COLLEGE BASEBALL: FEB 25 UConn at Texas Photo by John Rivera/Icon Sportswire via Getty Images

I’m a little embarrassed that in my preview of Texas Longhorns baseball position players from a season ago, I titled my piece, “Hitting could finally become Texas baseball’s strength in 2017.” As any Texas baseball fan will tell you, that didn’t happen. Sure, Texas hit an impressive 52 homers with help from the new, brought in fences of Disch-Falk Field, but the team also hit for a .252 average, down from an already bad .268 average in 2016.

The reason I thought Texas would be a good hitting team in 2017 was because the ‘Horns were returning several key players. The reason I’m cautiously optimistic Texas actually will be a decent hitting team in 2018 is because of the new faces.

For the first time in several years, the ‘Horns likely won’t start a freshman position player on Opening Day. However, JUCO transfers Masen Hibbeler, Duke Ellis, and DJ Petrinsky could all find their names on the lineup, as well as redshirt freshman Zach Zubia. All of these guys dominated at the plate at the previous level, and though that level is admittedly against lower competition than Division 1, I believe some of that success will translate to the 40 Acres.

Additionally, the ‘Horns are hoping to get not sophomore slumps, but sophomore break throughs out of David Hamilton, Ryan Reynolds, and Austin Todd. Those guys started so many games as freshmen largely because of their gloves, but all three have shown promise at the plate as well.

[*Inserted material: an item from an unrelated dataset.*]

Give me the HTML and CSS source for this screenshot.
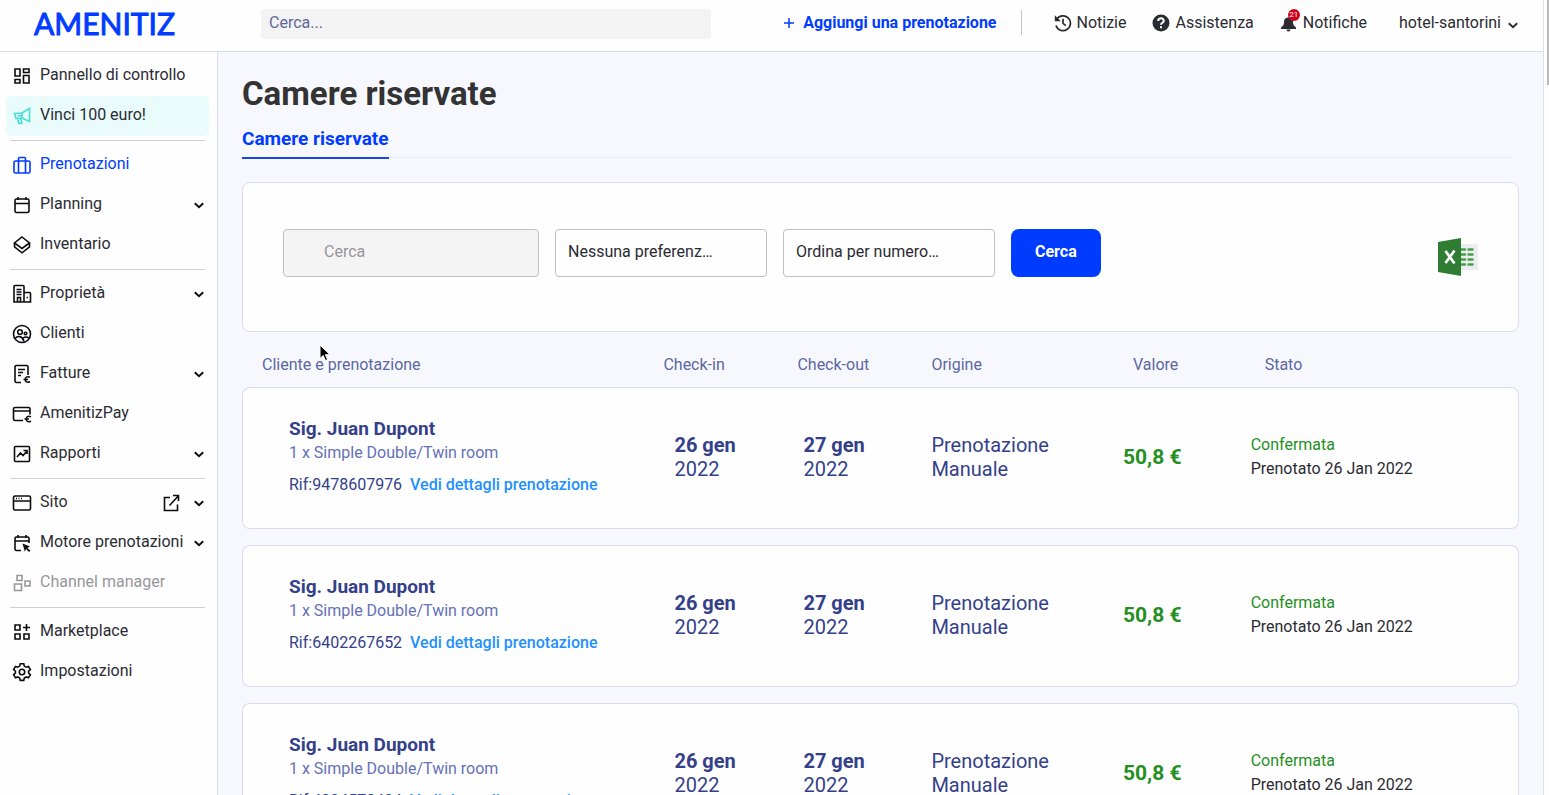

Finally, the ‘Horns will be counting on some upperclass leadership from Kody Clemens, Tate Shaw, and Michael McCann. Clemens especially will be relied upon to be a key player for this Longhorns team. He’s shown flashes of potential on both offense and defense in his career thus far. Now it’s time for him to consistently deliver.

Below is my prediction for Texas’ Opening Day lineup, with a blurb for each player. Note that while most of the starters should be correct, my prediction for batting order is almost surely wrong.


1. Masen Hibbeler, 2B (Jr.)

2017 Stats: .493 average, .561 OBP, 10 homers (JUCO).

Masen Hibbeler has been signed to the ‘Horns since November 2016, so there’s no doubt he’s chomping at the bit to officially dawn burnt orange and start this season. In the time since Hibbeler has committed to Texas, he has blown up as a prospect. The junior increased his freshman batting average at Odessa College from .312 as a freshman to a remarkable .493 as a junior.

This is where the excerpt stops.